Silves is a delightful and traditional Portuguese town of historical importance.
During the Moor’s rule of the Algarve, (700-1200ad), Silves was the capital of the entire region.
The huge redbrick castle, the city walls and defensive gates are remnants of this once defensive stronghold.
As Silves is over 15 km from the nearest beaches, it’s not really a holiday destination for couples and families seeking the sun, sea and sand commonly associated with the Algarve.
More mature travellers, or anyone interested in Moorish history, may enjoy a longer stay in Silves.
Silves is set 18 km north of Portimão.
The best way to travel here is by one of the traditional fishing boats, which sail up the Arade River from Portimao or Praia da Rocha.
The tours usually allow 2-3 hours in Silves before returning.
You can easily travel to Silves using a rental car.
There is plenty of parking at the main car park situated at the southwest corner of the town.
Don’t try to drive into the centre. The maze of narrow streets aren’t designed for traffic.
There are also multiple bus connections for those without a rental car, and a train service runs from Lagos and Faro (though the 2km walk from the station to the town isn’t great, as it follows a major road with less than adequate footpaths).
Silves is approximately 62 km from Faro airport; the journey takes around 40-50 minutes by car.
By far the biggest tourist attraction in Silves is the imposing redbrick castle. Dominating the skyline, the 12th century fortification actually dates back to the 7th century.
Fierce battles and an extended siege make interesting factual stories from the castle’s history.
Inside the castle there are extensive archaeological excavations.
Walk the parapets and admire the wonderful views of the town from the battlements.
A hidden gem
Something you won’t find in many of the guide books about Silves is the vantage point from the hill on the opposite side of town.
Take the road to the train station, which leads from Silves via the Ponte Romana Bridge and head up the hill.
From here there are wonderful views of the orange rooftops of Silves and the castle.
As well as the castle, there are a number of other interesting historical aspects of the town to see.
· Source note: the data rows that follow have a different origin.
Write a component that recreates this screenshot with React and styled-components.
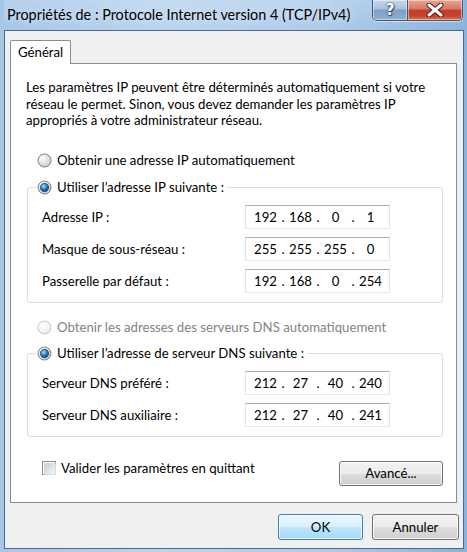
import React, { useId } from 'react';
import styled, { createGlobalStyle } from 'styled-components';

const GlobalStyle = createGlobalStyle`
  html, body { margin: 0; padding: 0; }
  body {
    width: 467px; height: 552px; overflow: hidden;
    font-family: "Lato", "Noto Sans", sans-serif;
    font-size: 13.2px; color: #000;
  }
  * { box-sizing: border-box; }
`;

const Window = styled.div`
  width: 467px;
  height: 552px;
  display: flex;
  flex-direction: column;
  padding: 0 3px 3px 4px;
  background: linear-gradient(90deg, #a6c6e8 0%, #b9d4ef 35%, #aecbea 70%, #8ab2db 100%);
`;

const TitleBar = styled.div`
  height: 30px;
  flex: none;
  display: flex;
  align-items: flex-start;
  justify-content: space-between;
  background: linear-gradient(180deg, rgba(255,255,255,0.18) 0%, rgba(255,255,255,0) 100%);
`;

const TitleText = styled.div`
  padding: 6px 0 0 3px;
  font-size: 14.4px;
  line-height: 17px;
  color: #000;
  text-shadow: 0 0 6px rgba(255,255,255,0.7);
`;

const Controls = styled.div`
  display: flex;
  margin-right: 1px;
  border: 1px solid #3f5874;
  border-top: none;
  border-radius: 0 0 5px 5px;
  overflow: hidden;
  box-shadow: 0 1px 0 rgba(255,255,255,0.5);
`;

const CtrlButton = styled.div`
  height: 20px;
  width: ${p => p.$w}px;
  display: flex;
  align-items: center;
  justify-content: center;
  box-shadow: inset 0 0 0 1px rgba(255,255,255,0.45);
  background: ${p => p.$close
    ? 'linear-gradient(180deg, #e8a493 0%, #d67a66 45%, #c2402c 50%, #c8412b 80%, #de7a55 100%)'
    : 'linear-gradient(180deg, #c5d8ec 0%, #a8c2dd 45%, #7d9fc4 50%, #8eb0d3 100%)'};
  & + & { border-left: 1px solid #3f5874; }
`;

const HelpGlyph = styled.span`
  font-family: "DejaVu Sans", sans-serif;
  font-weight: bold;
  font-size: 15px;
  line-height: 1;
  color: #fff;
  margin-top: 1px;
  text-shadow: 0 0 1px #2d4a6b, 0 0 2px #2d4a6b, 1px 1px 1px #2d4a6b;
`;

const Client = styled.div`
  flex: 1;
  display: flex;
  flex-direction: column;
  background: #f0f0f0;
  border: 1px solid #4d6a8a;
  padding: 9px 0 0 0;
`;

const TabStrip = styled.div`
  display: flex;
  padding-left: 5px;
  position: relative;
  z-index: 1;
  margin-bottom: -1px;
`;

const Tab = styled.div`
  height: 24px;
  padding: 0 7px;
  display: flex;
  align-items: center;
  padding-bottom: 1px;
  background: #fff;
  border: 1px solid #898c95;
  border-bottom: none;
  border-radius: 2px 2px 0 0;
`;

const Panel = styled.div`
  margin: 0 6px 0 5px;
  height: 440px;
  background: #fff;
  border: 1px solid #898c95;
  padding: 15px 13px 0 15px;
  display: flex;
  flex-direction: column;
`;

const Intro = styled.p`
  margin: 0;
  line-height: 16.5px;
`;

const RadioRow = styled.div`
  display: flex;
  align-items: center;
  gap: 5px;
  height: 17px;
  margin-top: ${p => p.$mt}px;
  padding-left: 11px;
  color: ${p => (p.$disabled ? '#838383' : '#000')};
`;

const Group = styled.fieldset`
  margin: ${p => p.$mt}px 0 0 1px;
  padding: 9px 0 9px 14px;
  border: 1px solid #d5dfe5;
  border-radius: 3px;
  display: flex;
  flex-direction: column;
  gap: 8px;
  min-width: 0;
`;

const Legend = styled.legend`
  margin-left: -6px;
  padding: 0 3px 0 1px;
  height: 17px;
  display: flex;
  align-items: center;
  gap: 5px;
`;

const FieldRow = styled.div`
  display: grid;
  grid-template-columns: 203px 145px;
  align-items: center;
`;

const IpBox = styled.div`
  height: 24px;
  display: flex;
  align-items: center;
  padding-left: 6px;
  background: #fff;
  border: 1px solid #e2e3ea;
  border-top-color: #abadb3;
  border-bottom-color: #e3e9ef;
`;

const Octet = styled.span`
  width: 27px;
  text-align: center;
`;

const Dot = styled.span`
  width: 8px;
  text-align: center;
`;

const BottomRow = styled.div`
  margin-top: 24px;
  display: flex;
  align-items: flex-start;
  justify-content: space-between;
  padding-left: 16px;
`;

const CheckLabel = styled.label`
  display: flex;
  align-items: center;
  gap: 5px;
  height: 17px;
  margin-top: -1px;
`;

const CheckBox = styled.span`
  width: 14px;
  height: 14px;
  border: 1px solid #8e8f8f;
  padding: 1px;
  background: #fff;
  display: block;
  &::after {
    content: '';
    display: block;
    width: 100%;
    height: 100%;
    background: linear-gradient(135deg, #cbcfd5 0%, #f6f6f6 100%);
    border: 1px solid #d8d8d8;
  }
`;

const Button = styled.div`
  width: ${p => p.$w}px;
  height: ${p => p.$h}px;
  display: flex;
  align-items: center;
  justify-content: center;
  border-radius: 3px;
  border: 1px solid ${p => (p.$default ? '#3c7fb1' : '#707070')};
  box-shadow: inset 0 0 0 1px ${p => (p.$default ? 'rgba(255,255,255,0.7)' : 'rgba(255,255,255,0.8)')};
  background: ${p => p.$default
    ? 'linear-gradient(180deg, #eaf6fd 0%, #d9f0fc 50%, #bee6fd 51%, #a7d9f5 100%)'
    : 'linear-gradient(180deg, #f2f2f2 0%, #ebebeb 50%, #dddddd 51%, #cfcfcf 100%)'};
`;

const ButtonBar = styled.div`
  margin-top: 11px;
  display: flex;
  justify-content: flex-end;
  gap: 9px;
  padding-right: 4px;
`;

function Radio({ checked, disabled }) {
  const id = useId().replace(/:/g, '');
  return (
    <svg width="15" height="15" viewBox="0 0 15 15" style={{ flex: 'none' }}>
      <defs>
        <radialGradient id={`bg${id}`} cx="0.35" cy="0.3" r="0.8">
          <stop offset="0" stopColor="#ffffff" />
          <stop offset="1" stopColor={disabled ? '#ececec' : '#c9c9c9'} />
        </radialGradient>
        <radialGradient id={`dot${id}`} cx="0.4" cy="0.35" r="0.7">
          <stop offset="0" stopColor="#a9e4ff" />
          <stop offset="0.45" stopColor="#2f8ad0" />
          <stop offset="1" stopColor="#0b3a6c" />
        </radialGradient>
      </defs>
      <circle cx="7.5" cy="7.5" r="6.5" fill={`url(#bg${id})`} stroke={disabled ? '#c7c7c7' : '#7f7f7f'} strokeWidth="1" />
      {checked && <circle cx="7.5" cy="7.5" r="4.2" fill={`url(#dot${id})`} stroke="#1d3f66" strokeWidth="0.7" />}
    </svg>
  );
}

function Ip({ parts }) {
  return (
    <IpBox>
      {parts.map((p, i) => (
        <React.Fragment key={i}>
          {i > 0 && <Dot>.</Dot>}
          <Octet>{p}</Octet>
        </React.Fragment>
      ))}
    </IpBox>
  );
}

function CloseGlyph() {
  return (
    <svg width="18" height="14" viewBox="0 0 18 14">
      <path d="M3 2 L15 12 M15 2 L3 12" stroke="#4a1c15" strokeWidth="5" strokeLinecap="round" />
      <path d="M3 2 L15 12 M15 2 L3 12" stroke="#ffffff" strokeWidth="3" strokeLinecap="round" />
    </svg>
  );
}

export default function App() {
  return (
    <>
      <GlobalStyle />
      <Window>
        <TitleBar>
          <TitleText>Propriétés de : Protocole Internet version 4 (TCP/IPv4)</TitleText>
          <Controls>
            <CtrlButton $w={34}><HelpGlyph>?</HelpGlyph></CtrlButton>
            <CtrlButton $w={55} $close><CloseGlyph /></CtrlButton>
          </Controls>
        </TitleBar>
        <Client>
          <TabStrip>
            <Tab>Général</Tab>
          </TabStrip>
          <Panel>
            <Intro>
              Les paramètres IP peuvent être déterminés automatiquement si votre<br />
              réseau le permet. Sinon, vous devez demander les paramètres IP<br />
              appropriés à votre administrateur réseau.
            </Intro>
            <RadioRow $mt={23}>
              <Radio />
              Obtenir une adresse IP automatiquement
            </RadioRow>
            <Group $mt={10}>
              <Legend><Radio checked />Utiliser l’adresse IP suivante :</Legend>
              <FieldRow><span>Adresse IP :</span><Ip parts={['192', '168', '0', '1']} /></FieldRow>
              <FieldRow><span>Masque de sous-réseau :</span><Ip parts={['255', '255', '255', '0']} /></FieldRow>
              <FieldRow><span>Passerelle par défaut :</span><Ip parts={['192', '168', '0', '254']} /></FieldRow>
            </Group>
            <RadioRow $mt={16} $disabled>
              <Radio disabled />
              Obtenir les adresses des serveurs DNS automatiquement
            </RadioRow>
            <Group $mt={9}>
              <Legend><Radio checked />Utiliser l’adresse de serveur DNS suivante :</Legend>
              <FieldRow><span>Serveur DNS préféré :</span><Ip parts={['212', '27', '40', '240']} /></FieldRow>
              <FieldRow><span>Serveur DNS auxiliaire :</span><Ip parts={['212', '27', '40', '241']} /></FieldRow>
            </Group>
            <BottomRow>
              <CheckLabel><CheckBox />Valider les paramètres en quittant</CheckLabel>
              <Button $w={104} $h={25}>Avancé...</Button>
            </BottomRow>
          </Panel>
          <ButtonBar>
            <Button $w={85} $h={26} $default>OK</Button>
            <Button $w={87} $h={26}>Annuler</Button>
          </ButtonBar>
        </Client>
      </Window>
    </>
  );
}
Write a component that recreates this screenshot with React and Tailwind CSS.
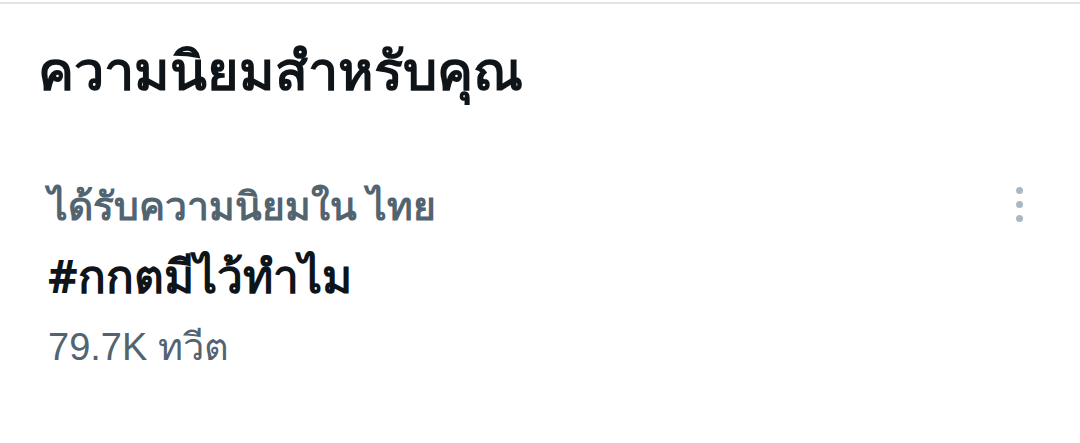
export default function App() {
    return (
        <div
            className="w-[1080px] h-[443px] bg-white overflow-hidden"
            style={{ fontFamily: '"Noto Sans", "DejaVu Sans", sans-serif' }}
        >
            <div className="h-[4px] border-b-2 border-[#e1e4e6]" />
            <h2 className="pl-[38px] pt-[33px] text-[54px] font-bold text-[#0f1419] leading-[64px]">
                ความนิยมสำหรับคุณ
            </h2>
            <TrendRow />
        </div>
    );
}

const TrendRow = () => {
    return (
        <div className="flex justify-between pl-[48px] pr-[57px] pt-[78px]">
            <div className="flex flex-col">
                <span className="text-[39px] font-bold text-[#536471] leading-[52px]">
                    ได้รับความนิยมใน ไทย
                </span>
                <span className="text-[46px] font-bold text-[#0f1419] leading-[88px]">
                    #กกตมีไว้ทำไม
                </span>
                <span
                    className="text-[38px] text-[#536471] leading-[56px]"
                    style={{ fontFamily: '"Liberation Sans", "Noto Sans", sans-serif' }}
                >
                    79.7K ทวีต
                </span>
            </div>
            <div className="flex flex-col gap-[7px] pt-[8px]">
                <span className="w-[7px] h-[7px] rounded-full bg-[#aab8c2]" />
                <span className="w-[7px] h-[7px] rounded-full bg-[#aab8c2]" />
                <span className="w-[7px] h-[7px] rounded-full bg-[#aab8c2]" />
            </div>
        </div>
    );
};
Don’t miss Se cathedral, the Ponte Romana bridge, the ancient city gate, and the 15th century Cruz de Portugal.
Se Cathedral is one of the Algarve’s most impressive cathedrals, with a largely unaltered Gothic interior showcasing elegant vaulting, beautiful windows and fine tombs.
It’s well worth spending a few hours wandering around the winding, sleepy streets to discover the delights of this charming town.
Silves medieval festival
Lasting over 10 days in mid-August, the Silves Medieval Fair attracts many visitors to watch a series of historical re-enactments and jousting tournaments.
The 9-day festival pays homage to the Christian reconquest era.
Lots of people dress up in medieval costumes and there is dancing, juggling and all sorts of street entertainment.
Many of the narrow, cobbled streets are turned into a medieval market place with trestle tables, hay bales, barbeques and spit roasts.
You’ll need to purchase a wrist band to access the Fair.
There are lots of atmospheric cafés and restaurants scattered throughout the town.
The star choice for foodies has to be Restaurante O Barradas. Set in a converted farmhouse, owners Luís and his German wife, Andrea, take pride in sourcing organic fish, meat and seasonal vegetables and fruit. You can expect fine wines here as the owner is also a winemaker.
Another popular place to eat is Recanto dos Mouros, which serves up hearty food at a reasonable price.